По кривощековской малолюдной улице, скрипя мерзлыми ботинками, бежит домой женщина, прижав к груди сверточек с хлебом. Это о ней впоследствии напишет ее единственный сын, родная кровинка: "Мать у меня не строгая, но я слушался ее во всем, невольно старался, чтобы молодое горе ее заплыло хотя бы маленькой гордостью за единственного сына. Я благодарен ей за внушенное мне широкое отношение к жизни и людям, и писательское восприятие у меня от нее".

Как мне хотелось бы, чтобы все читающие Лихоносова и особенно пишущие о нем повнимательней прочли эту фразу: "И писательское восприятие у меня от нее". Это избавило бы многих критиков от ненужных домыслов, натужных догадок и тривиальных рассуждений. Сказано - как вырублено. И кабы эти слова были относимы лишь к Лихоносову! А не у всех ли нас восприятие "от нее", от матери?

"Каки сами, таки сани", - любят говорить в Сибири, а по другому случаю еще шутят: "Свинья не родит бобра, а все того же поросенка".

Грубовато, конечно, по-сибирски топорно, коробит слух. Ну, чтобы смягчить нашу чалдонскую корявость, напомню изящных французов: "Ищите женщину!"

И найдете, уверяю вас. И это объяснит многое, почти все объяснит.

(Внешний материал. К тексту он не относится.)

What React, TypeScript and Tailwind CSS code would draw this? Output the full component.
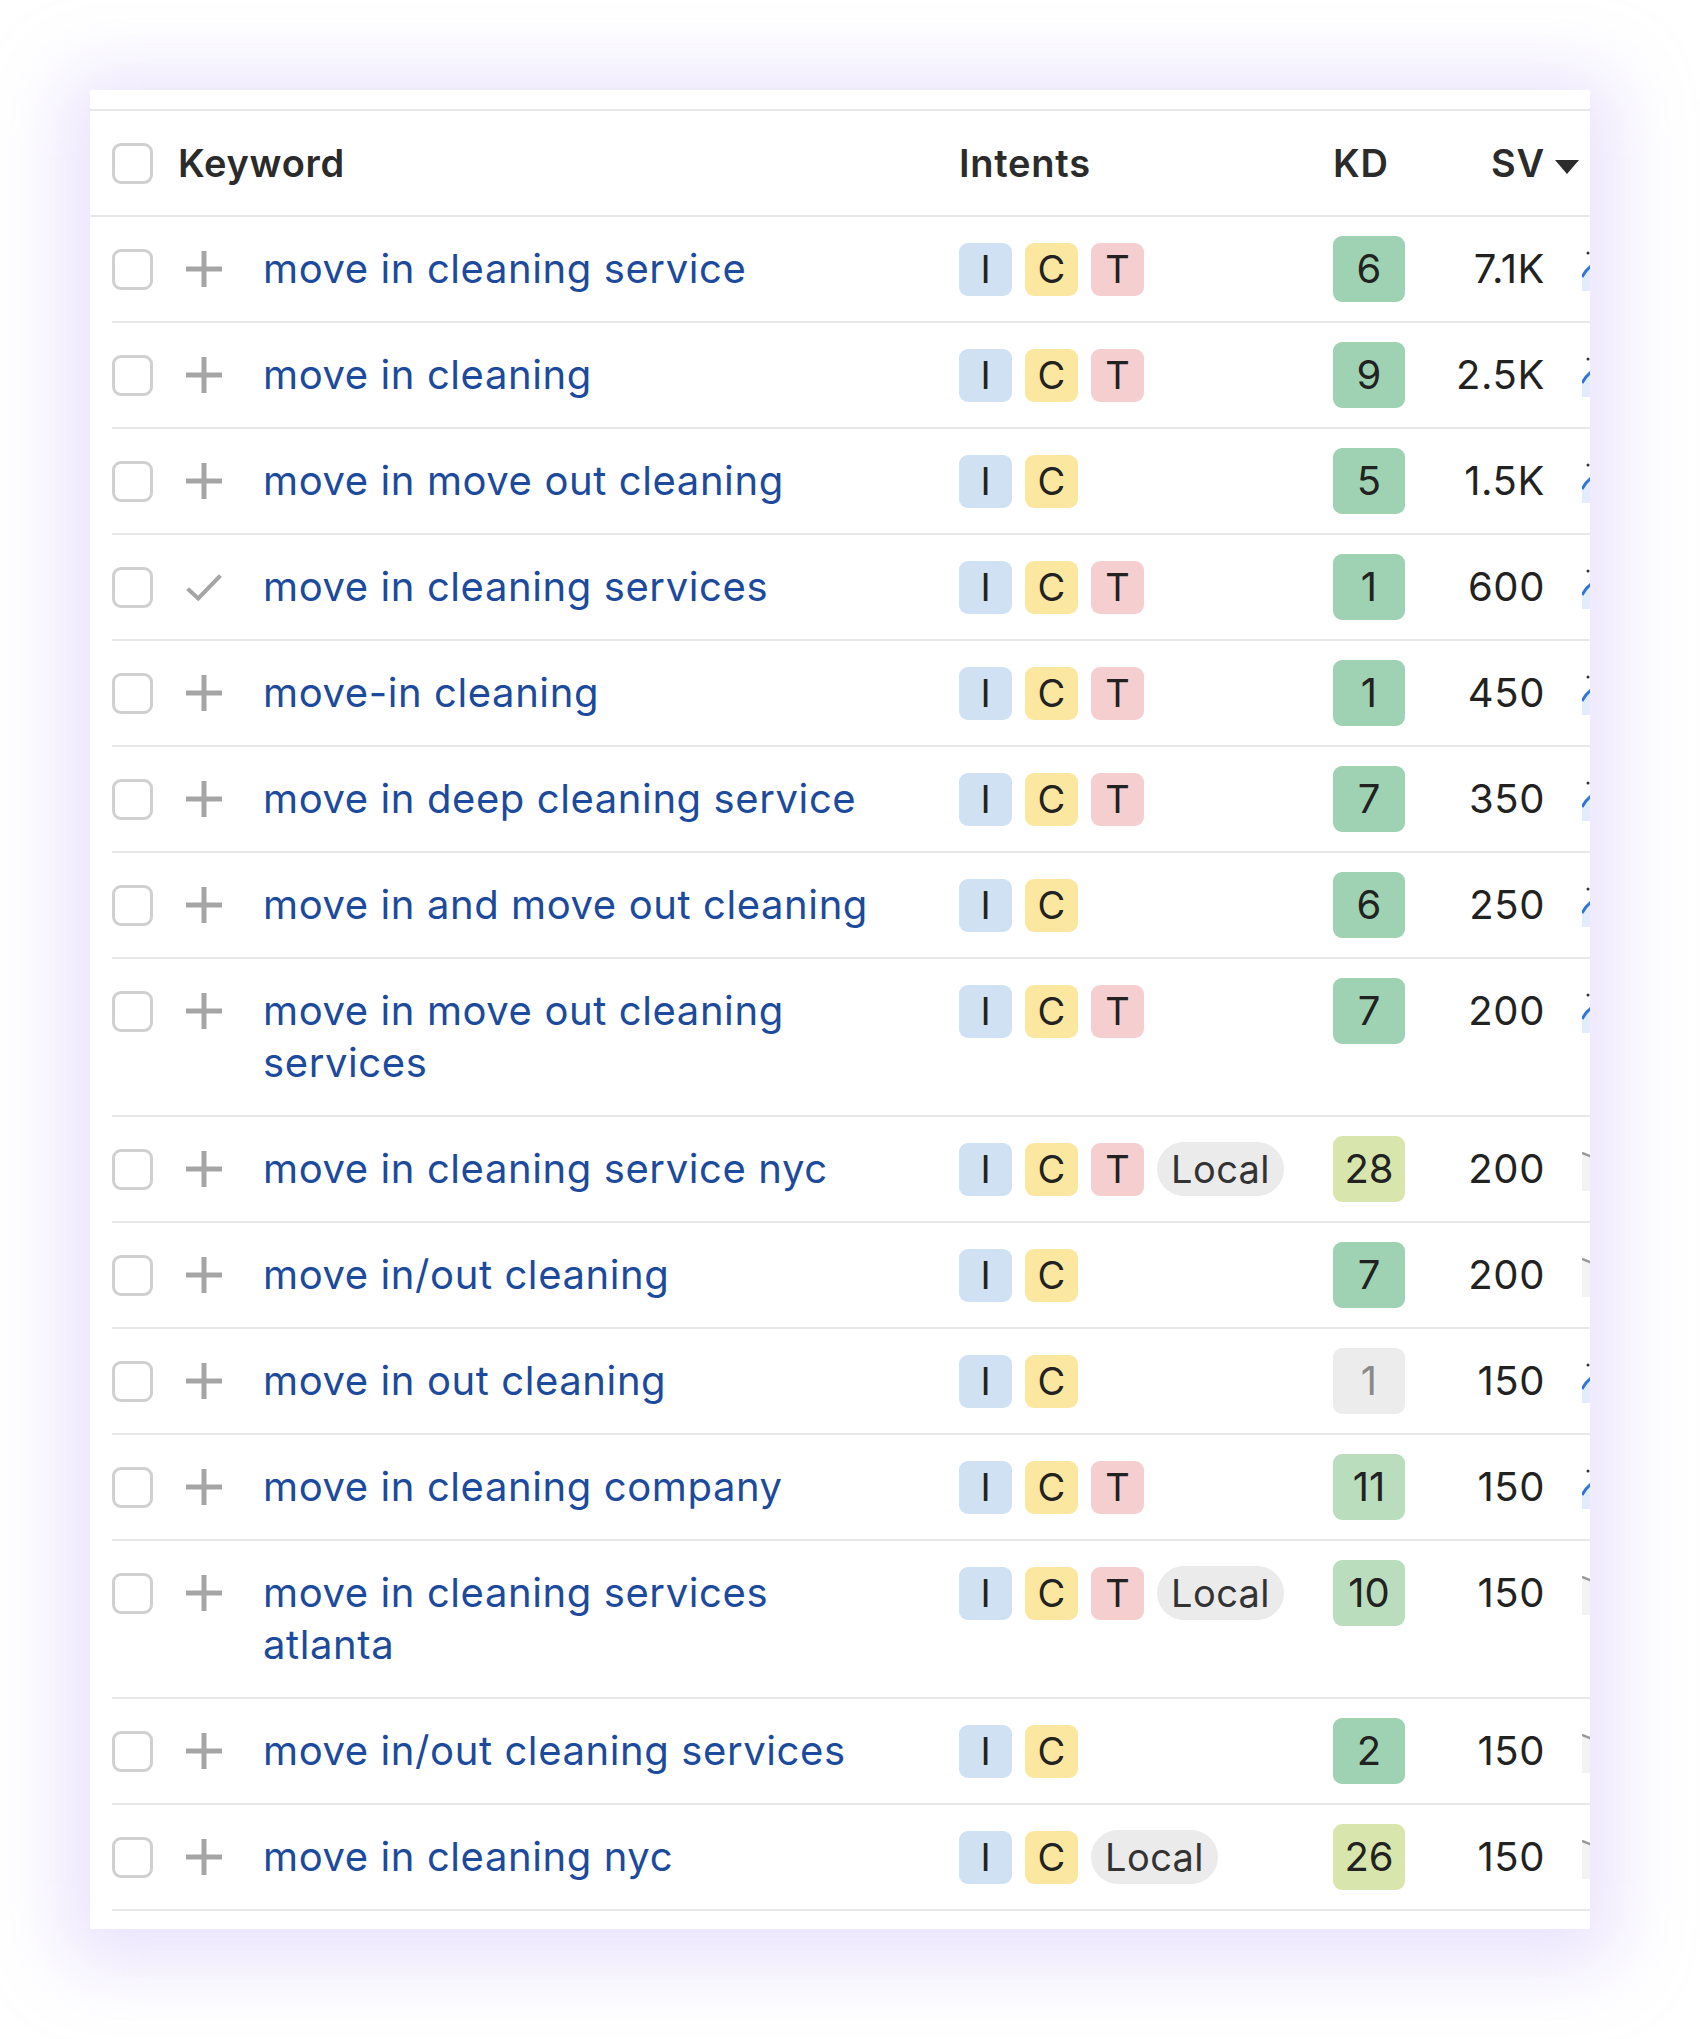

Отец, Иван Лихоносов, погиб на войне. Одна из многих русских женщин подняла одного из многих осиротевших парней, и не просто подняла, а, будучи жительницей рабочей окраины, так точно и с такой печальной любовью, описанной в повести "На долгую память", сумела каким-то образом выучить свое чадо и наделить совершенно естественной интеллигентно- стью, сохранив при этом в парне сибирское упрямство, настойчивость и творческий напор в труде нашем, названном одним моим другом шахтерским, - качества, совершенно необходимые и бесценные.